_EXERCISE DETAILS_
Write the data out again exactly, with no pictures.

_DATASET EXCERPT_

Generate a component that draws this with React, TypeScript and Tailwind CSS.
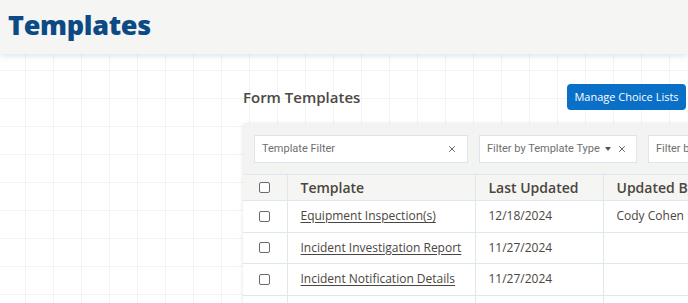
import { X } from 'lucide-react';

const rows = [
  { name: 'Equipment Inspection(s)', date: '12/18/2024', by: 'Cody Cohen' },
  { name: 'Incident Investigation Report', date: '11/27/2024', by: '' },
  { name: 'Incident Notification Details', date: '11/27/2024', by: '' },
  { name: '', date: '', by: '' },
];

function Checkbox() {
  return <span className="block w-[11px] h-[11px] border-[1.5px] border-[#6b6b6b] rounded-[2px] bg-white" />;
}

export default function App() {
  return (
    <div className="w-[688px] h-[303px] overflow-hidden flex flex-col bg-white font-['Open_Sans',sans-serif] text-[#4a4640]">
      {/* Page header */}
      <header className="h-[54px] shrink-0 bg-[#f5f5f3] flex items-center px-2 relative z-10 shadow-[0_2px_6px_rgba(120,150,170,0.25)]">
        <h1 className="text-[27px] font-extrabold text-[#0c4a85] tracking-[-0.3px] leading-none -mt-[6px]">
          Templates
        </h1>
      </header>

      {/* Grid canvas */}
      <main className="flex-1 flex bg-[linear-gradient(to_right,#f1f3f4_1px,transparent_1px),linear-gradient(to_bottom,#f1f3f4_1px,transparent_1px)] bg-[size:28px_28px] bg-[position:25px_16px]">
        <div className="w-[243px] shrink-0" />
        <div className="flex-1 flex flex-col pt-[30px] min-w-0">
          <div className="flex items-center justify-between pr-[2px]">
            <h2 className="text-[15px] font-semibold text-[#4c4842]">Form Templates</h2>
            <button className="h-[26px] w-[119px] rounded bg-[#0a6fc7] text-white text-[11px] font-medium">
              Manage Choice Lists
            </button>
          </div>

          {/* Card */}
          <div className="mt-[14px] w-[600px] shrink-0 bg-[#f3f3f1] shadow-[0_0_4px_rgba(0,0,0,0.12)] rounded-tl-[3px]">
            <div className="flex gap-[11px] p-[11px] text-[11px] font-['Roboto',sans-serif] text-[#6f6f6f]">
              <div className="w-[214px] shrink-0 h-[28px] bg-white border border-[#dbe6ea] flex items-center justify-between pl-[7px] pr-[10px]">
                <span>Template Filter</span>
                <X size={10} strokeWidth={2.2} className="text-[#555]" />
              </div>
              <div className="w-[158px] shrink-0 h-[28px] bg-white border border-[#dbe6ea] flex items-center pl-[7px] pr-[9px]">
                <span className="flex-1">Filter by Template Type</span>
                <span className="w-0 h-0 border-l-[3.5px] border-r-[3.5px] border-t-[4px] border-l-transparent border-r-transparent border-t-[#555] mr-[6px]" />
                <X size={10} strokeWidth={2.2} className="text-[#555]" />
              </div>
              <div className="w-[150px] shrink-0 h-[28px] bg-white border border-[#dbe6ea] flex items-center pl-[7px]">
                <span>Filter by Updated By</span>
              </div>
            </div>

            <table className="w-full border-collapse text-[12px] table-fixed">
              <colgroup>
                <col className="w-[44px]" />
                <col className="w-[188px]" />
                <col className="w-[128px]" />
                <col />
              </colgroup>
              <thead>
                <tr className="h-[26px] bg-[#f5f5f3] text-[14px] font-semibold text-[#4a4640]">
                  <th className="border border-l-0 border-[#dde8ec]">
                    <div className="flex justify-center"><Checkbox /></div>
                  </th>
                  <th className="border border-[#dde8ec] text-left pl-[13px] font-semibold">Template</th>
                  <th className="border border-[#dde8ec] text-left pl-[13px] font-semibold">Last Updated</th>
                  <th className="border border-[#dde8ec] text-left pl-[13px] font-semibold whitespace-nowrap">Updated By</th>
                </tr>
              </thead>
              <tbody className="bg-white">
                {rows.map((r, i) => (
                  <tr key={i} className="h-[31.5px]">
                    <td className="border border-l-0 border-[#dde8ec]">
                      {r.name && <div className="flex justify-center"><Checkbox /></div>}
                    </td>
                    <td className="border border-[#dde8ec] pl-[13px]">
                      <a href="#" className="underline underline-offset-2 text-[#4a4640] whitespace-nowrap">{r.name}</a>
                    </td>
                    <td className="border border-[#dde8ec] pl-[13px]">{r.date}</td>
                    <td className="border border-[#dde8ec] pl-[13px] whitespace-nowrap">{r.by}</td>
                  </tr>
                ))}
              </tbody>
            </table>
          </div>
        </div>
      </main>
    </div>
  );
}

_REPLY TO THE TASK_
Generate a component that draws this with React, TypeScript and Tailwind CSS.
import { X } from 'lucide-react';

const rows = [
  { name: 'Equipment Inspection(s)', date: '12/18/2024', by: 'Cody Cohen' },
  { name: 'Incident Investigation Report', date: '11/27/2024', by: '' },
  { name: 'Incident Notification Details', date: '11/27/2024', by: '' },
  { name: '', date: '', by: '' },
];

function Checkbox() {
  return <span className="block w-[11px] h-[11px] border-[1.5px] border-[#6b6b6b] rounded-[2px] bg-white" />;
}

export default function App() {
  return (
    <div className="w-[688px] h-[303px] overflow-hidden flex flex-col bg-white font-['Open_Sans',sans-serif] text-[#4a4640]">
      {/* Page header */}
      <header className="h-[54px] shrink-0 bg-[#f5f5f3] flex items-center px-2 relative z-10 shadow-[0_2px_6px_rgba(120,150,170,0.25)]">
        <h1 className="text-[27px] font-extrabold text-[#0c4a85] tracking-[-0.3px] leading-none -mt-[6px]">
          Templates
        </h1>
      </header>

      {/* Grid canvas */}
      <main className="flex-1 flex bg-[linear-gradient(to_right,#f1f3f4_1px,transparent_1px),linear-gradient(to_bottom,#f1f3f4_1px,transparent_1px)] bg-[size:28px_28px] bg-[position:25px_16px]">
        <div className="w-[243px] shrink-0" />
        <div className="flex-1 flex flex-col pt-[30px] min-w-0">
          <div className="flex items-center justify-between pr-[2px]">
            <h2 className="text-[15px] font-semibold text-[#4c4842]">Form Templates</h2>
            <button className="h-[26px] w-[119px] rounded bg-[#0a6fc7] text-white text-[11px] font-medium">
              Manage Choice Lists
            </button>
          </div>

          {/* Card */}
          <div className="mt-[14px] w-[600px] shrink-0 bg-[#f3f3f1] shadow-[0_0_4px_rgba(0,0,0,0.12)] rounded-tl-[3px]">
            <div className="flex gap-[11px] p-[11px] text-[11px] font-['Roboto',sans-serif] text-[#6f6f6f]">
              <div className="w-[214px] shrink-0 h-[28px] bg-white border border-[#dbe6ea] flex items-center justify-between pl-[7px] pr-[10px]">
                <span>Template Filter</span>
                <X size={10} strokeWidth={2.2} className="text-[#555]" />
              </div>
              <div className="w-[158px] shrink-0 h-[28px] bg-white border border-[#dbe6ea] flex items-center pl-[7px] pr-[9px]">
                <span className="flex-1">Filter by Template Type</span>
                <span className="w-0 h-0 border-l-[3.5px] border-r-[3.5px] border-t-[4px] border-l-transparent border-r-transparent border-t-[#555] mr-[6px]" />
                <X size={10} strokeWidth={2.2} className="text-[#555]" />
              </div>
              <div className="w-[150px] shrink-0 h-[28px] bg-white border border-[#dbe6ea] flex items-center pl-[7px]">
                <span>Filter by Updated By</span>
              </div>
            </div>

            <table className="w-full border-collapse text-[12px] table-fixed">
              <colgroup>
                <col className="w-[44px]" />
                <col className="w-[188px]" />
                <col className="w-[128px]" />
                <col />
              </colgroup>
              <thead>
                <tr className="h-[26px] bg-[#f5f5f3] text-[14px] font-semibold text-[#4a4640]">
                  <th className="border border-l-0 border-[#dde8ec]">
                    <div className="flex justify-center"><Checkbox /></div>
                  </th>
                  <th className="border border-[#dde8ec] text-left pl-[13px] font-semibold">Template</th>
                  <th className="border border-[#dde8ec] text-left pl-[13px] font-semibold">Last Updated</th>
                  <th className="border border-[#dde8ec] text-left pl-[13px] font-semibold whitespace-nowrap">Updated By</th>
                </tr>
              </thead>
              <tbody className="bg-white">
                {rows.map((r, i) => (
                  <tr key={i} className="h-[31.5px]">
                    <td className="border border-l-0 border-[#dde8ec]">
                      {r.name && <div className="flex justify-center"><Checkbox /></div>}
                    </td>
                    <td className="border border-[#dde8ec] pl-[13px]">
                      <a href="#" className="underline underline-offset-2 text-[#4a4640] whitespace-nowrap">{r.name}</a>
                    </td>
                    <td className="border border-[#dde8ec] pl-[13px]">{r.date}</td>
                    <td className="border border-[#dde8ec] pl-[13px] whitespace-nowrap">{r.by}</td>
                  </tr>
                ))}
              </tbody>
            </table>
          </div>
        </div>
      </main>
    </div>
  );
}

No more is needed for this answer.